Out of the box, our classifier performs decently. It is overfitting the training data more than I would like, so I make it better through parameter tuning for both the Count Vectorizer and the Bayes classifier.

After tuning, the classifier is not overfitting at all, which is great! However, our AUC is still not that great. At only .73, maybe we should try a different classifier to get better results.

We also were able to pull out the words that implied the most successful campaigns as well as the ones that implied a failed campaign.

Random Forest
We will use random forest again to see if it yields more success!
Using the same vectorized words, got a decent AUC score, but we got significant overfitting. The accuracy on the training data was 98.21 percent, and test data was only 63.75 percent. We need to tune our parameters!
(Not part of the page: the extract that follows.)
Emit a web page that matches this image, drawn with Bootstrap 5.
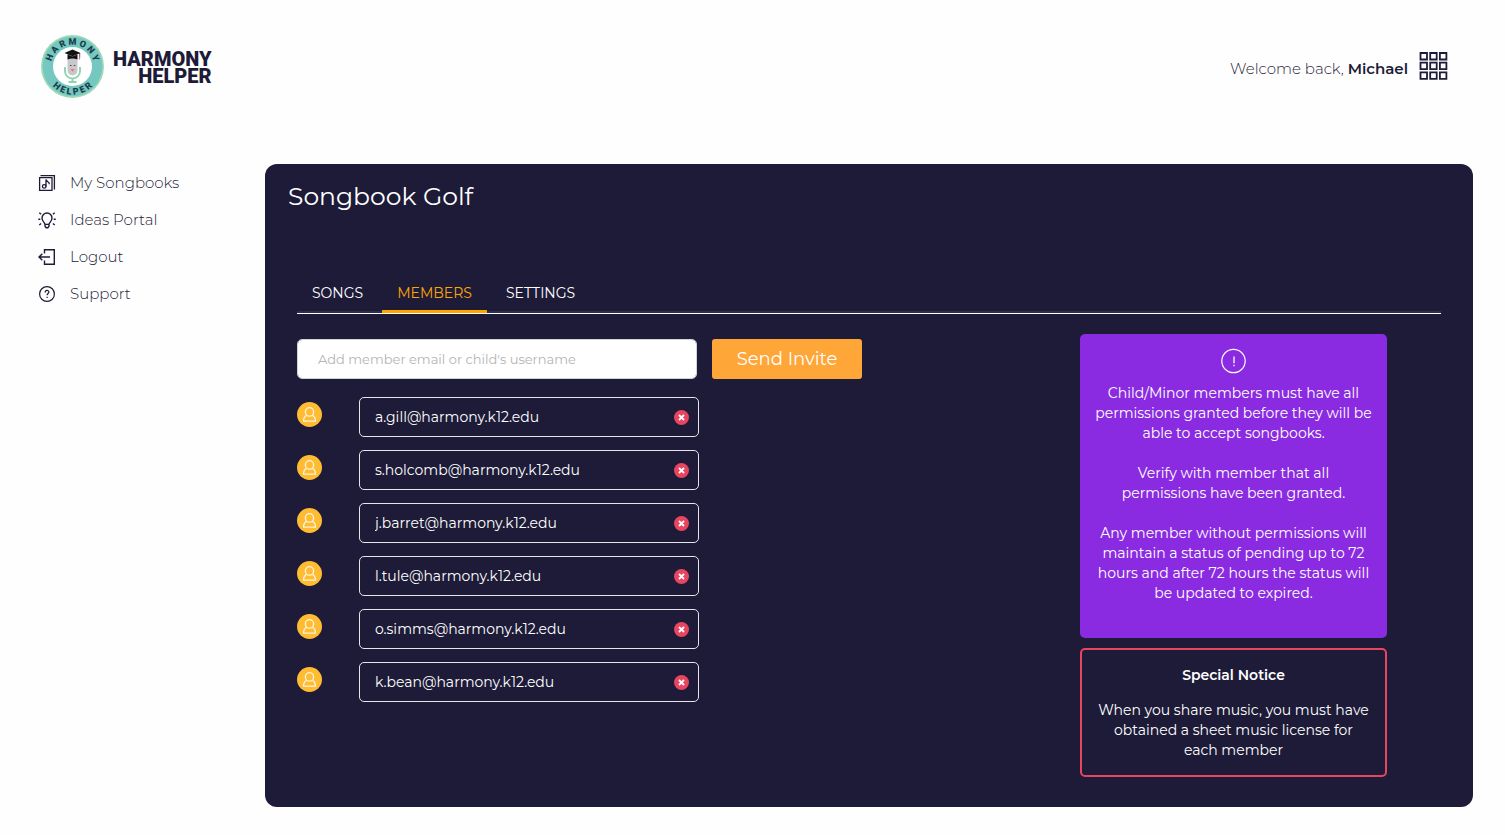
<!DOCTYPE html>
<html lang="en">
<head>
<meta charset="utf-8">
<meta name="viewport" content="width=device-width, initial-scale=1">
<title>Harmony Helper – Songbook Golf</title>
<link href="https://cdn.jsdelivr.net/npm/bootstrap@5.3.0/dist/css/bootstrap.min.css" rel="stylesheet">
<style>
  :root { --navy: #1d1b38; --amber: #ffa500; }
  body { font-family: Montserrat, Inter, sans-serif; font-size: 15px; line-height: 20px; color: var(--navy); background: #fefefe; }
  a { color: inherit; text-decoration: none; }
  .site-header { padding: 34px 55px 0 40px; }
  .wordmark { font-family: Roboto, sans-serif; font-size: 20px; font-weight: 900; line-height: 17px; text-align: right; padding-top: 2px; }
  .seal { width: 65px; height: 65px; }
  .seal text { font-family: Roboto, sans-serif; font-weight: 900; font-size: 9px; }
  .light { font-weight: 300; }
  .welcome { padding-top: 4px; }
  .page-body { padding: 65px 32px 28px 38px; }
  .side-menu { width: 227px; padding-top: 9px; gap: 17px; font-weight: 300; }
  .side-menu a { gap: 14px; }
  .side-menu svg { width: 18px; height: 18px; }
  .panel { background: var(--navy); color: #fff; border-radius: 12px; padding: 16px 32px 30px; font-size: 14px; }
  .panel h1 { font-size: 25px; line-height: 32px; font-weight: 400; margin: 0 0 67px -9px; }
  .tabs { border-bottom: 1px solid #fff; box-shadow: inset 0 -2px #2f2d4e; gap: 4px; }
  .tabs .nav-link { color: #fff; padding: 4px 15px 7px; height: 34px; border-bottom: 3px solid transparent; }
  .tabs .nav-link.active { color: var(--amber); border-color: var(--amber); }
  .manage { padding-top: 25px; }
  .invite { gap: 15px; margin-bottom: 18px; }
  .invite .form-control { width: 400px; height: 40px; border-radius: 5px; padding: 0 20px; font-size: 13px; border-color: #ced4da; }
  .invite .form-control::placeholder { color: #b4b4b4; }
  .btn-invite, .btn-invite:hover { width: 150px; height: 40px; padding: 0; border: 0; border-radius: 3px; background: #fea638; color: #fff; font-size: 18px; }
  .members { gap: 13px; }
  .members li { gap: 37px; }
  .avatar { width: 25px; height: 25px; margin-top: 5px; }
  .member-box { width: 340px; }
  .member-box .form-control { height: 40px; background: transparent; color: #fff; border: 1px solid #e6e6ea; border-radius: 5px; padding: 0 40px 0 15px; font-size: 14px; }
  .btn-remove { right: 10px; top: 13px; }
  .btn-remove svg { width: 15px; height: 15px; }
  .aside-col { width: 307px; margin-right: 54px; gap: 10px; padding-top: 20px; text-align: center; }
  .info { background: #8a2be2; border-radius: 5px; padding: 14px 13px 35px; }
  .info svg { width: 26px; height: 26px; margin-bottom: 9px; }
  .info p + p { margin-top: 20px; }
  .notice { border: 2px solid #e84560; border-radius: 5px; padding: 15px 10px; }
  .notice h2 { font-size: 14px; line-height: 20px; font-weight: 600; margin-bottom: 15px; }
</style>
</head>
<body>
<svg class="d-none" aria-hidden="true">
  <symbol id="person" viewBox="0 0 25 25">
    <circle cx="12.5" cy="12.5" r="12.5" fill="#ffbc33"/>
    <g fill="none" stroke="#fff4dc" stroke-width="1.3" stroke-linejoin="round">
      <ellipse cx="12.5" cy="9.9" rx="4.1" ry="4.3"/>
      <path d="M9.6 13.3C7.4 14.3 6.5 16.4 6.5 19.2H18.5C18.5 16.4 17.6 14.3 15.4 13.3"/>
    </g>
  </symbol>
  <symbol id="remove" viewBox="0 0 15 15">
    <circle cx="7.5" cy="7.5" r="7.5" fill="#e84560"/>
    <path d="M5 5l5 5M10 5l-5 5" stroke="#fff" stroke-width="1.8"/>
  </symbol>
</svg>

<header class="site-header d-flex justify-content-between align-items-center">
  <a href="#" class="d-flex align-items-center">
    <svg class="seal" viewBox="0 0 65 65" aria-hidden="true">
      <defs>
        <path id="arcTop" d="M10.8 32.5A21.7 21.7 0 0 1 54.2 32.5"/>
        <path id="arcBottom" d="M4.5 32.5A28 28 0 0 0 60.5 32.5"/>
      </defs>
      <circle cx="32.5" cy="32.5" r="31.5" fill="#9fd8b8"/>
      <circle cx="32.5" cy="32.5" r="29.8" fill="#74c8bf"/>
      <circle cx="32.5" cy="32.5" r="19.5" fill="#fff"/>
      <g fill="#1d3c4c" text-anchor="middle">
        <text><textPath href="#arcTop" startOffset="50%">H A R M O N Y</textPath></text>
        <text><textPath href="#arcBottom" startOffset="50%">H E L P E R</textPath></text>
      </g>
      <path d="M25 33v4a7.5 7.5 0 0 0 15 0V33M32.5 44.5V48M28.5 48h8" fill="none" stroke="#8fd3b0" stroke-width="1.9"/>
      <rect x="27.5" y="22" width="10" height="19.5" rx="5" fill="#c6c8cc"/>
      <path d="M30 31.5h1.5M33.8 31.5h1.5" stroke="#444" stroke-width="1.2"/>
      <path d="M30.3 35h4.4l-2.2 2.8z" fill="#ee7768"/>
      <path d="M24.5 19l8-3.5 8 3.5-8 3.2zM27.5 20.5l5 2 5-2v5q-5-2-10 0z" fill="#111"/>
      <path d="M39.7 19v4" stroke="#111" stroke-width=".7"/>
      <path d="M39.5 22.5v3" stroke="#e45cc0" stroke-width="1.2"/>
    </svg>
    <span class="wordmark ms-2"><span class="d-block">HARMONY</span><span class="d-block">HELPER</span></span>
  </a>
  <div class="d-flex align-items-center">
    <span class="welcome light">Welcome back, <b class="fw-semibold">Michael</b></span>
    <button type="button" class="btn p-0 border-0 d-flex ms-2" aria-label="Apps menu">
      <svg width="34" height="32" viewBox="0 0 34 32" fill="none" stroke="#1d1b38" stroke-width="1.8">
        <path d="M4.5 2H11v6.5H4.5zM14.2 2h6.5v6.5h-6.5zM23.9 2h6.5v6.5h-6.5zM4.5 11.7H11v6.5H4.5zM14.2 11.7h6.5v6.5h-6.5zM23.9 11.7h6.5v6.5h-6.5zM4.5 21.4H11v6.5H4.5zM14.2 21.4h6.5v6.5h-6.5zM23.9 21.4h6.5v6.5h-6.5z"/>
      </svg>
    </button>
  </div>
</header>

<div class="page-body d-flex align-items-start">
  <nav class="side-menu d-flex flex-column flex-shrink-0" aria-label="Main">
    <a href="#" class="d-flex align-items-center">
      <svg viewBox="0 0 18 18" fill="none" stroke="#1d1b38" stroke-width="1.3">
        <path d="M1.6 3.7h12.4v12.7H1.6zM2.5 1.6h13.9V15.5M8 12.4V5.4c.3 2.2 3.4 2 3.4 4.8"/><circle cx="6.2" cy="12.4" r="1.8"/>
      </svg>My Songbooks</a>
    <a href="#" class="d-flex align-items-center">
      <svg viewBox="0 0 18 18" fill="none" stroke="#1d1b38" stroke-width="1.4">
        <path d="M7 13.4C7 11.7 4 10.6 4 7a5 5 0 0 1 10 0c0 3.6-3 4.7-3 6.4zM7 13.4v1.8l1.2 1.5h1.6l1.2-1.5v-1.8M.3 8.3h2M15.7 8.3h2M1.3 1.7l1.8 1.5M16.7 1.7l-1.8 1.5M1.3 14l1.8-1.5M16.7 14l-1.8-1.5"/>
      </svg>Ideas Portal</a>
    <a href="#" class="d-flex align-items-center">
      <svg viewBox="0 0 18 18" fill="none" stroke="#1d1b38" stroke-width="1.4">
        <path d="M6.5 5.5V1.7h9.8v14.6H6.5v-3.8M12 9H1.2M4.3 5.7L1 9l3.3 3.3"/>
      </svg>Logout</a>
    <a href="#" class="d-flex align-items-center">
      <svg viewBox="0 0 18 18" fill="none" stroke="#1d1b38" stroke-width="1.2">
        <circle cx="9" cy="9" r="7.4"/><path d="M7.2 7.4c0-2.7 3.7-2.5 3.7-.3 0 1.5-1.8 1.4-1.8 3.2M9.1 11.7v1.4"/>
      </svg>Support</a>
  </nav>

  <main class="panel flex-grow-1">
    <h1>Songbook Golf</h1>
    <nav class="tabs nav">
      <a class="nav-link" href="#">SONGS</a>
      <a class="nav-link active" href="#" aria-current="page">MEMBERS</a>
      <a class="nav-link" href="#">SETTINGS</a>
    </nav>
    <div class="d-flex justify-content-between align-items-start">
      <section class="manage">
        <form class="invite d-flex">
          <input class="form-control" id="invitee" type="text" aria-label="Member email or username" placeholder="Add member email or child's username">
          <button class="btn btn-invite" type="button">Send Invite</button>
        </form>
        <ul class="members list-unstyled d-flex flex-column mb-0">
          <li class="d-flex"><svg class="avatar"><use href="#person"/></svg><div class="member-box position-relative"><input class="form-control" aria-label="Member 1" value="a.gill@harmony.k12.edu" readonly><button class="btn btn-remove position-absolute p-0 border-0 d-flex" type="button" aria-label="Remove member 1"><svg><use href="#remove"/></svg></button></div></li>
          <li class="d-flex"><svg class="avatar"><use href="#person"/></svg><div class="member-box position-relative"><input class="form-control" aria-label="Member 2" value="s.holcomb@harmony.k12.edu" readonly><button class="btn btn-remove position-absolute p-0 border-0 d-flex" type="button" aria-label="Remove member 2"><svg><use href="#remove"/></svg></button></div></li>
          <li class="d-flex"><svg class="avatar"><use href="#person"/></svg><div class="member-box position-relative"><input class="form-control" aria-label="Member 3" value="j.barret@harmony.k12.edu" readonly><button class="btn btn-remove position-absolute p-0 border-0 d-flex" type="button" aria-label="Remove member 3"><svg><use href="#remove"/></svg></button></div></li>
          <li class="d-flex"><svg class="avatar"><use href="#person"/></svg><div class="member-box position-relative"><input class="form-control" aria-label="Member 4" value="l.tule@harmony.k12.edu" readonly><button class="btn btn-remove position-absolute p-0 border-0 d-flex" type="button" aria-label="Remove member 4"><svg><use href="#remove"/></svg></button></div></li>
          <li class="d-flex"><svg class="avatar"><use href="#person"/></svg><div class="member-box position-relative"><input class="form-control" aria-label="Member 5" value="o.simms@harmony.k12.edu" readonly><button class="btn btn-remove position-absolute p-0 border-0 d-flex" type="button" aria-label="Remove member 5"><svg><use href="#remove"/></svg></button></div></li>
          <li class="d-flex"><svg class="avatar"><use href="#person"/></svg><div class="member-box position-relative"><input class="form-control" aria-label="Member 6" value="k.bean@harmony.k12.edu" readonly><button class="btn btn-remove position-absolute p-0 border-0 d-flex" type="button" aria-label="Remove member 6"><svg><use href="#remove"/></svg></button></div></li>
        </ul>
      </section>
      <aside class="aside-col d-flex flex-column flex-shrink-0">
        <div class="info">
          <svg class="d-block mx-auto" viewBox="0 0 26 26" fill="none" stroke="#fff" stroke-width="1.2"><circle cx="12.5" cy="13" r="11.7"/><path d="M13 8.5v6.7M13 16.8v1.5" stroke-width="1.3"/></svg>
          <p class="mb-0">Child/Minor members must have all permissions granted before they will be able to accept songbooks.</p>
          <p class="mb-0">Verify with member that all<br>permissions have been granted.</p>
          <p class="mb-0">Any member without permissions will maintain a status of pending up to 72 hours and after 72 hours the status will be updated to expired.</p>
        </div>
        <div class="notice">
          <h2>Special Notice</h2>
          <p class="mb-0">When you share music, you must have obtained a sheet music license for<br>each member</p>
        </div>
      </aside>
    </div>
  </main>
</div>
<script src="https://cdn.jsdelivr.net/npm/bootstrap@5.3.0/dist/js/bootstrap.bundle.min.js"></script>
</body>
</html>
After finding the best parameters, our accuracy for test and train came a lot closer to each other and slightly increased our test data accuracy to 64.13 percent. This is only 15 percent better than randomly choosing, so I think I will stick with the Naive Bayes classifier for the descriptions.

Voting Classifier
Since I want to use both the numeric and text data to try to predict if a Kickstarter campaign will be successful or not, I will use a voting classifier to blend the two methods together. ‘Soft’ voting means that the average prediction between the two models will be counted as the prediction for the entire classifier.

Conclusion
Through creating these classifiers, we have achieved a combined score of .81. This is a pretty significant improvement from where we started, but generally still not super accurate. Since the features I was working with have no intrinsic measure about how good a particular project will do in fundraising, the model had to generalize pretty significantly about the attributes. For a larger improvement, more features would be needed to make a better estimate.